On National Public Radio's KQED show "Forum", much of what was discussed recently about the elusive nature of knowledge had to do with the experience of being "certain" or "uncertain", and how that experience could be provoked, as it turns out, by altering not only the state of consciousness but the state of the brain itself. This argued that we must be able to admit the difference between believing we know, versus objectively being correct.
But it's not so important that there is any state of being absolutely "right or wrong" about what is real or what is actual.
Instead of right or wrong being the decisive criteria, what matters is that knowledge as an embrace of abstraction is different from knowledge as an embrace of concreteness.
Abstraction leads us to expect that future experience will have some particulars; concreteness leads us to accept that current experience has some particulars. Abstraction provides models; concreteness provides examples.
In both cases, selectivity is a critical determinant; maturity in knowledge broadens our scope of selectivity.
And in both cases, our mind invents experience as well as receives experience. Note that we constantly take models as examples of something, and we constantly take examples as models of something...
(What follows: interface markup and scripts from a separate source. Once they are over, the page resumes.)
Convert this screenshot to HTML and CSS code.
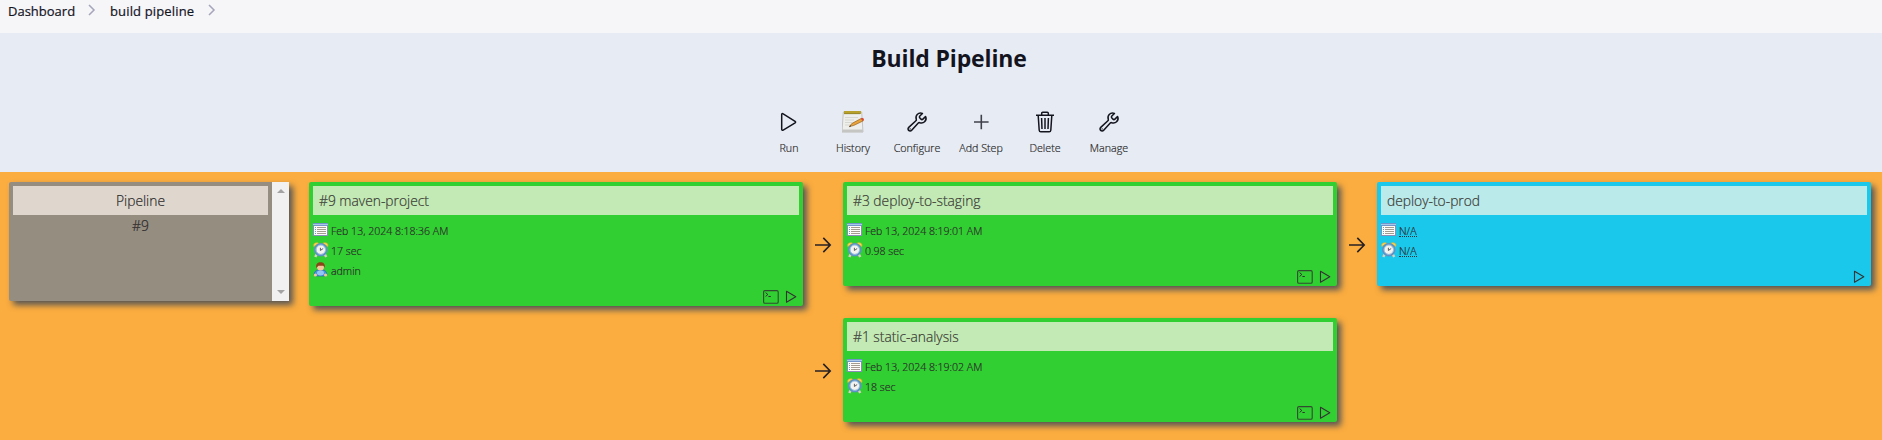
FILE: index.html
```html
<!DOCTYPE html>
<html lang="en">
<head>
<meta charset="utf-8">
<title>Build Pipeline</title>
<link rel="stylesheet" href="styles.css">
</head>
<body>
<svg class="defs" width="0" height="0">
  <defs>
    <symbol id="chevron" viewBox="0 0 8 12"><path d="M1 1l5 5-5 5" fill="none" stroke="#a5a5bb" stroke-width="1.5"/></symbol>
    <symbol id="wrench" viewBox="0 0 512 512"><path d="M393.87 190a32.1 32.1 0 01-45.25 0l-26.57-26.57a32.09 32.09 0 010-45.26L382.19 58a1 1 0 00-.3-1.64c-38.82-16.64-89.15-8.16-121.11 23.57-30.58 30.35-32.32 76-21.12 115.84a31.93 31.93 0 01-9.06 32.08L64 380a48.17 48.17 0 1068 68l153.86-167a31.93 31.93 0 0131.6-9.13c39.54 10.59 84.54 8.6 114.72-21.19 32.49-32 39.5-88.56 23.75-120.93a1 1 0 00-1.6-.26z" fill="none" stroke="#14141f" stroke-linecap="round" stroke-miterlimit="10" stroke-width="36"/><circle cx="96" cy="416" r="16" fill="#14141f"/></symbol>
    <symbol id="list" viewBox="0 0 16 16">
      <rect x=".5" y="1.5" width="14" height="12" fill="#fdfcf8" stroke="#8a8db8"/>
      <path d="M0 1h15v3H0z" fill="#7195cb"/><path d="M0 2.5h15" stroke="#a9c8e8"/>
      <path d="M4 5.5h9M4 7.5h9M4 9.5h9M4 11.5h9" stroke="#a49b91"/>
      <path d="M2 5.5h1M2 7.5h1M2 9.5h1M2 11.5h1" stroke="#619cdb"/>
    </symbol>
    <symbol id="clock" viewBox="0 0 16 16">
      <path d="M3.8 12L2.3 15M11.7 12l1.5 3" stroke="#d9d2c2" stroke-width="2.4"/>
      <path d="M.8 4.5C0 1 3 .2 5.8 1.3zM14.8 4.5C15.6 1 12.6.2 9.8 1.3z" fill="#fbd750" stroke="#e3ae32" stroke-width=".7"/>
      <circle cx="7.8" cy="7.7" r="5.6" fill="#f3f3ef" stroke="#5c93c6" stroke-width="2.4"/>
      <circle cx="7.8" cy="7.7" r="4.7" fill="none" stroke="#b5cfe5" stroke-width=".8"/>
      <path d="M7.4 5.8v2.7l2.8-2" fill="none" stroke="#5b6063" stroke-width="1"/>
    </symbol>
    <symbol id="person" viewBox="0 0 16 16">
      <path d="M1 13c0-3 2-5 4-5h5c2 0 4 2 4 5l-2 1H3z" fill="#4a91de" stroke="#2464b1" stroke-width=".7"/>
      <ellipse cx="7.5" cy="11" rx="3.5" ry="2.4" fill="#91c7f5"/>
      <circle cx="2.4" cy="13" r="1.6" fill="#f3c39a"/><circle cx="12.6" cy="13" r="1.6" fill="#f3c39a"/>
      <circle cx="7.5" cy="5" r="3.5" fill="#f6c79e"/>
      <path d="M3.3 6C2.5 1.5 5 .2 7.5 .2s5 1.2 4.2 5.6L10.3 3.8H5.5z" fill="#8b4317"/>
    </symbol>
    <symbol id="console" viewBox="0 0 16 14"><rect x=".6" y=".6" width="14.6" height="12.7" rx="1.3" fill="none" stroke="#333" stroke-opacity=".85" stroke-width="1.1"/><path d="M2.6 2.6l2.3 1.9-2.3 1.9M5.4 6.5h2.4" fill="none" stroke="#333" stroke-width="1"/></symbol>
    <symbol id="play" viewBox="0 0 12 14"><path d="M1.5 1.3v11l9.3-5.5z" fill="none" stroke="#333" stroke-width="1.1" stroke-linejoin="round"/></symbol>
    <symbol id="arrow" viewBox="0 0 18 18"><path d="M1 9h15M9.3 1.9L16.2 9l-6.9 7.1" fill="none" stroke="#252025" stroke-width="1.6"/></symbol>
  </defs>
</svg>

<nav class="breadcrumbs">
  <span class="crumb-home">Dashboard</span><svg class="chevron"><use href="#chevron"/></svg>
  <span class="crumb-job">build pipeline</span><svg class="chevron"><use href="#chevron"/></svg>
</nav>

<header class="header">
  <h1>Build Pipeline</h1>
  <div class="actions">
    <a class="action"><svg viewBox="0 0 22 22"><path d="M3.7 3.5v14.8c0 .9.7 1.2 1.5.8l11.9-7.2c.7-.5.7-1.1 0-1.6L5.2 2.8c-.8-.4-1.5-.1-1.5.7z" fill="none" stroke="#14141f" stroke-width="1.5"/></svg><span>Run</span></a>
    <a class="action"><svg viewBox="0 0 22 22">
      <path d="M1.3 1h18.4l1.3 20H0z" fill="#eeeeec" stroke="#b9b9b5" stroke-width=".8"/>
      <path d="M.2 18.5h20.6v2.7H0z" fill="#c5c5c3"/>
      <path d="M2 0h17v3H2z" fill="#b7a02c"/><path d="M2.5 2.7h16" stroke="#766b25" stroke-dasharray="1 1"/>
      <path d="M3 6.5h13M3 9h9M3 11.5h7M3 14h5" stroke="#cfcfcc" stroke-width=".8"/>
      <path d="M7.5 15.5l2.3-3L19.5 7.3l1.8 2.5-9.7 4.7z" fill="#e9a33a" stroke="#94601d" stroke-width=".7"/>
      <path d="M19.2 7.3c2-.9 3.3.7 2.5 2l-1.2.8-1.6-2.3z" fill="#d84b36"/><path d="M7 16.2l2-1-.8-1z" fill="#333"/>
    </svg><span>History</span></a>
    <a class="action"><svg><use href="#wrench"/></svg><span>Configure</span></a>
    <a class="action"><svg viewBox="0 0 22 22"><path d="M4 11h14.6M11.3 3.7v14.6" stroke="#40404b" stroke-width="1.6"/></svg><span>Add Step</span></a>
    <a class="action"><svg viewBox="0 0 22 22"><path d="M2 4.3h18M4.2 4.5l1 14.7c.1 1 .7 1.6 1.6 1.6h8.4c.9 0 1.5-.6 1.6-1.6l1-14.7M7.7 4V2.2c0-.6.4-1 1-1h4.6c.6 0 1 .4 1 1V4M11 7v11M7.6 7l.4 11M14.4 7L14 18" fill="none" stroke="#14141f" stroke-width="1.5"/></svg><span>Delete</span></a>
    <a class="action"><svg><use href="#wrench"/></svg><span>Manage</span></a>
  </div>
</header>

<main class="pipeline">
  <section class="revision">
    <div class="revision-body"><h2>Pipeline</h2><p>#9</p></div>
    <div class="scrollbar"><i class="up"></i><i class="down"></i></div>
  </section>

  <article class="card card-tall">
    <h3>#9 maven-project</h3>
    <ul>
      <li><svg><use href="#list"/></svg><span>Feb 13, 2024 8:18:36 AM</span></li>
      <li><svg><use href="#clock"/></svg><span>17 sec</span></li>
      <li><svg><use href="#person"/></svg><span>admin</span></li>
    </ul>
    <div class="tools"><svg class="console"><use href="#console"/></svg><svg class="play"><use href="#play"/></svg></div>
  </article>

  <div class="branches">
    <div class="branch">
      <svg class="arrow"><use href="#arrow"/></svg>
      <article class="card">
        <h3>#3 deploy-to-staging</h3>
        <ul>
          <li><svg><use href="#list"/></svg><span>Feb 13, 2024 8:19:01 AM</span></li>
          <li><svg><use href="#clock"/></svg><span>0.98 sec</span></li>
        </ul>
        <div class="tools"><svg class="console"><use href="#console"/></svg><svg class="play"><use href="#play"/></svg></div>
      </article>
      <svg class="arrow"><use href="#arrow"/></svg>
      <article class="card card-pending">
        <h3>deploy-to-prod</h3>
        <ul>
          <li><svg><use href="#list"/></svg><abbr>N/A</abbr></li>
          <li><svg><use href="#clock"/></svg><abbr>N/A</abbr></li>
        </ul>
        <div class="tools"><svg class="play"><use href="#play"/></svg></div>
      </article>
    </div>
    <div class="branch branch-last">
      <svg class="arrow"><use href="#arrow"/></svg>
      <article class="card">
        <h3>#1 static-analysis</h3>
        <ul>
          <li><svg><use href="#list"/></svg><span>Feb 13, 2024 8:19:02 AM</span></li>
          <li><svg><use href="#clock"/></svg><span>18 sec</span></li>
        </ul>
        <div class="tools"><svg class="console"><use href="#console"/></svg><svg class="play"><use href="#play"/></svg></div>
      </article>
    </div>
  </div>
</main>
</body>
</html>
```
FILE: styles.css
```css
* { box-sizing: border-box; }
body {
  margin: 0;
  height: 440px;
  overflow: hidden;
  display: flex;
  flex-direction: column;
  background: #fcad3f;
  color: #2b2b2b;
  font-family: "Open Sans", "Noto Sans", sans-serif;
}
h1, h2, h3, p, ul { margin: 0; padding: 0; }
svg { display: block; flex: none; }
.defs { position: absolute; }

.breadcrumbs {
  display: flex;
  height: 33px;
  padding-left: 8px;
  background: #f6f6f8;
  color: #14141f;
  font-size: 13px;
  line-height: 22px;
  white-space: nowrap;
}
.breadcrumbs span { -webkit-text-stroke: .2px; }
.crumb-home { width: 80px; }
.crumb-job { width: 98px; letter-spacing: .15px; }
.chevron { width: 8px; height: 12px; margin: 4px 14px 0 0; }

.header {
  height: 139px;
  padding-left: 16px;
  background: #e7ecf4;
  text-align: center;
}
h1 {
  padding-top: 7px;
  color: #14141f;
  font-size: 23px;
  font-weight: 700;
  line-height: 36px;
  letter-spacing: -.15px;
}
.actions { display: flex; justify-content: center; margin-top: 35px; }
.action {
  width: 64px;
  display: flex;
  flex-direction: column;
  align-items: center;
  font-size: 10.7px;
  font-weight: 300;
  line-height: 16px;
  white-space: nowrap;
  -webkit-text-stroke: .2px;
}
.action svg { width: 22px; height: 22px; margin-bottom: 7px; }

.pipeline {
  display: flex;
  align-items: flex-start;
  padding: 10px 0 0 9px;
  font-weight: 300;
  -webkit-text-stroke: .2px;
}
.revision {
  display: flex;
  width: 280px;
  height: 119px;
  margin-right: 20px;
  border-radius: 2px 0 0 2px;
  background: #968d81;
  box-shadow: 4px 4px 6px #555;
  text-align: center;
}
.revision-body { flex: 1; padding: 4px; font-size: 13.8px; }
.revision h2 {
  height: 29px;
  background: #dfd6cd;
  font-size: 13.8px;
  font-weight: 300;
  line-height: 30px;
}
.revision p { line-height: 22px; }
.scrollbar {
  width: 17px;
  padding: 7px 5px;
  display: flex;
  flex-direction: column;
  justify-content: space-between;
  background: #f1f1f1;
}
.scrollbar i { border: 4px solid transparent; border-top-width: 0; border-bottom-width: 0; }
.scrollbar .up { border-bottom: 4px solid #a3a3a3; }
.scrollbar .down { border-top: 4px solid #a3a3a3; }

.card {
  display: flex;
  flex-direction: column;
  width: 494px;
  height: 104px;
  padding: 4px;
  border-radius: 2px;
  background: #32cf32;
  box-shadow: 4px 4px 6px #555;
}
.card-tall { height: 124px; }
.card-pending { background: #1ac8ec; }
.card h3 {
  height: 29px;
  padding-left: 6px;
  background: #c3eab5;
  color: #3a3a34;
  font-size: 13.8px;
  font-weight: 300;
  line-height: 30px;
}
.card-pending h3 { background: #bbeaeb; }
.card ul { padding-top: 6px; list-style: none; font-size: 10.55px; line-height: 20px; }
.card li { display: flex; height: 20px; gap: 2px; }
.card li svg { width: 16px; height: 16px; margin-top: 1px; }
.card abbr {
  height: 16px;
  border-bottom: 1px dotted #333;
}
.tools {
  display: flex;
  justify-content: flex-end;
  gap: 6px;
  margin-top: auto;
  padding-right: 2px;
  height: 12px;
}
.console { width: 16px; height: 14px; }
.play { width: 12px; height: 14px; }

.branch { display: flex; align-items: flex-start; }
.branch-last { margin-top: 32px; }
.arrow { width: 18px; height: 18px; margin: 54px 11px 0; }
.branch-last .arrow { margin-top: 44px; }
```
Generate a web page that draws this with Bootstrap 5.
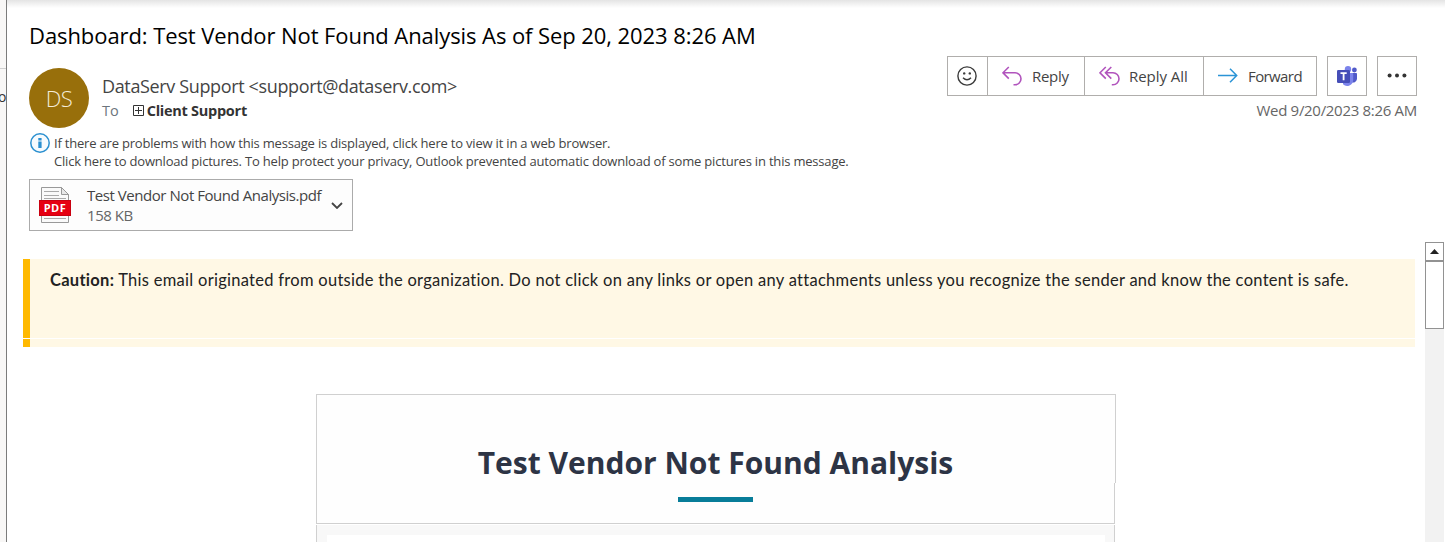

This "flexibility" shows that as an ongoing phenomenon, our knowledge is continually tested by the activity of inventing and receiving particulars into what we call our awareness.

In the end, we are certain that we have awareness, but we may be uncertain of whether our awareness is all it can or should be. This throws the value more on being knowledge-able than on "having" knowledge; a mind is a terrible thing to close, and uncertainty is actually a key to generating the value of knowledge. Ultimately, the important thing about "knowledge" lies in what knowledge makes you do.